2021-09-27Zeitschriftenartikel DOI: 10.1007/s10113-021-01812-z
Can Tanzania’s adaptation measures prevent future maize yield decline? A simulation study from Singida region
Cereal crop production in sub-Saharan Africa has not achieved the much-needed increase in yields to foster economic development and food security. Maize yields in the region’s semi-arid agroecosystems are constrained by highly variable rainfall, which may be worsened by climate change. Thus, the Tanzanian government has prioritized agriculture as an adaptation sector in its intended nationally determined contribution, and crop management adjustments as a key investment area in its Agricultural Sector Development Programme. In this study, we investigated how future changes in maize yields under different climate scenarios can be countered by regional adjusted crop management and cultivar adaptation strategies.
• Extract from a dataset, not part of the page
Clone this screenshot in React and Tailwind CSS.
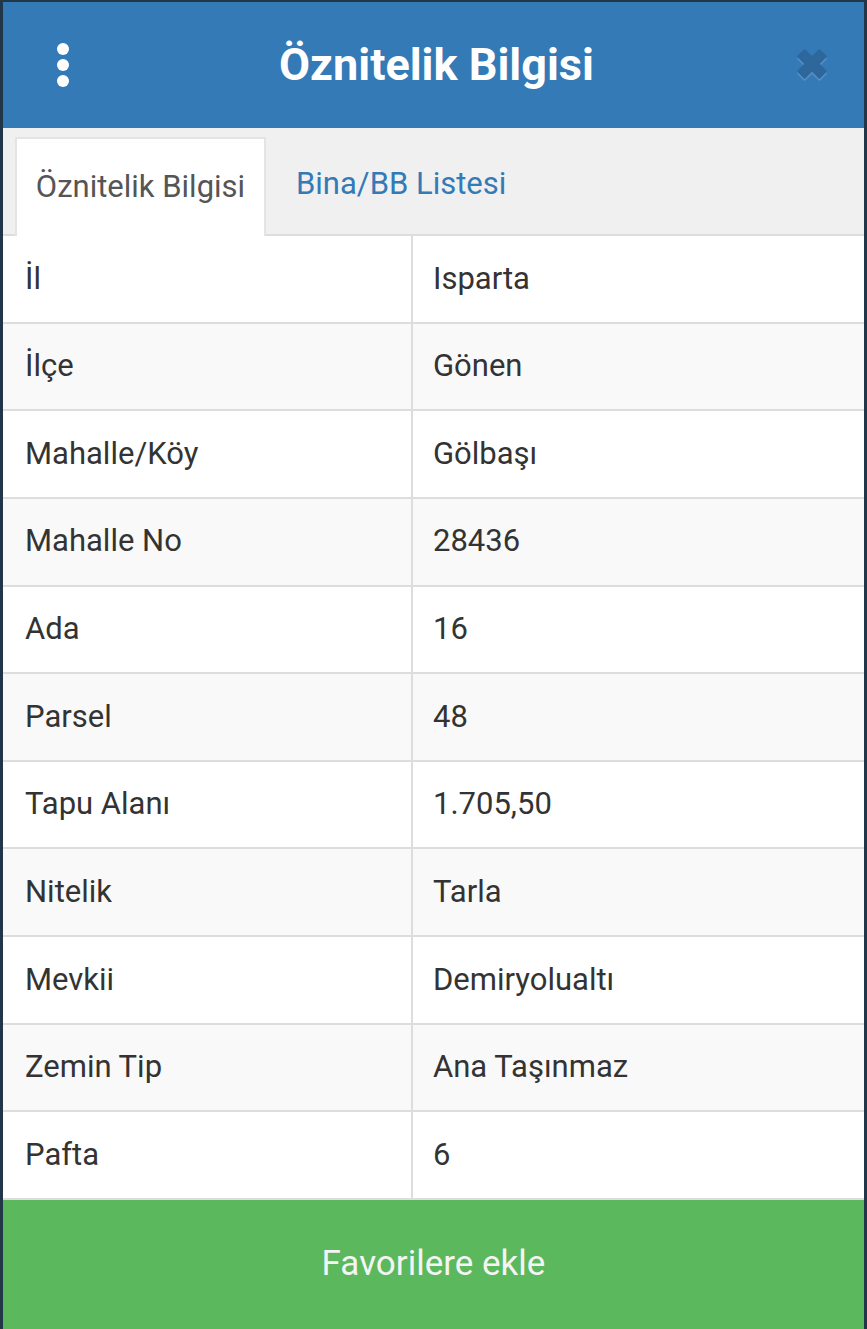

A crop model was used to simulate maize yields in the Singida region of Tanzania for the baseline period 1980–2012 and under three future climate projections for 2020–2060 and 2061–2099. Adaptation strategies to improve yields were full irrigation, deficit irrigation, mulch and nitrogen addition and another cultivar. According to our model results, increase in temperature is the main driver of future maize yield decline. Increased respiration and phenological development were associated with lower maize yields of 16% in 2020–2060 and 20% in 2061–2099 compared to the 1980–2012 baseline. Surprisingly, none of the management strategies significantly improved yields; however, a different maize variety that was tested as an alternative coping strategy performed better. This study suggests that investment in accessibility of improved varieties and investigation of maize traits that have the potential to perform well in a warmer future are better suited for sustaining maize production in the semi-arid region than adjustments in crop management.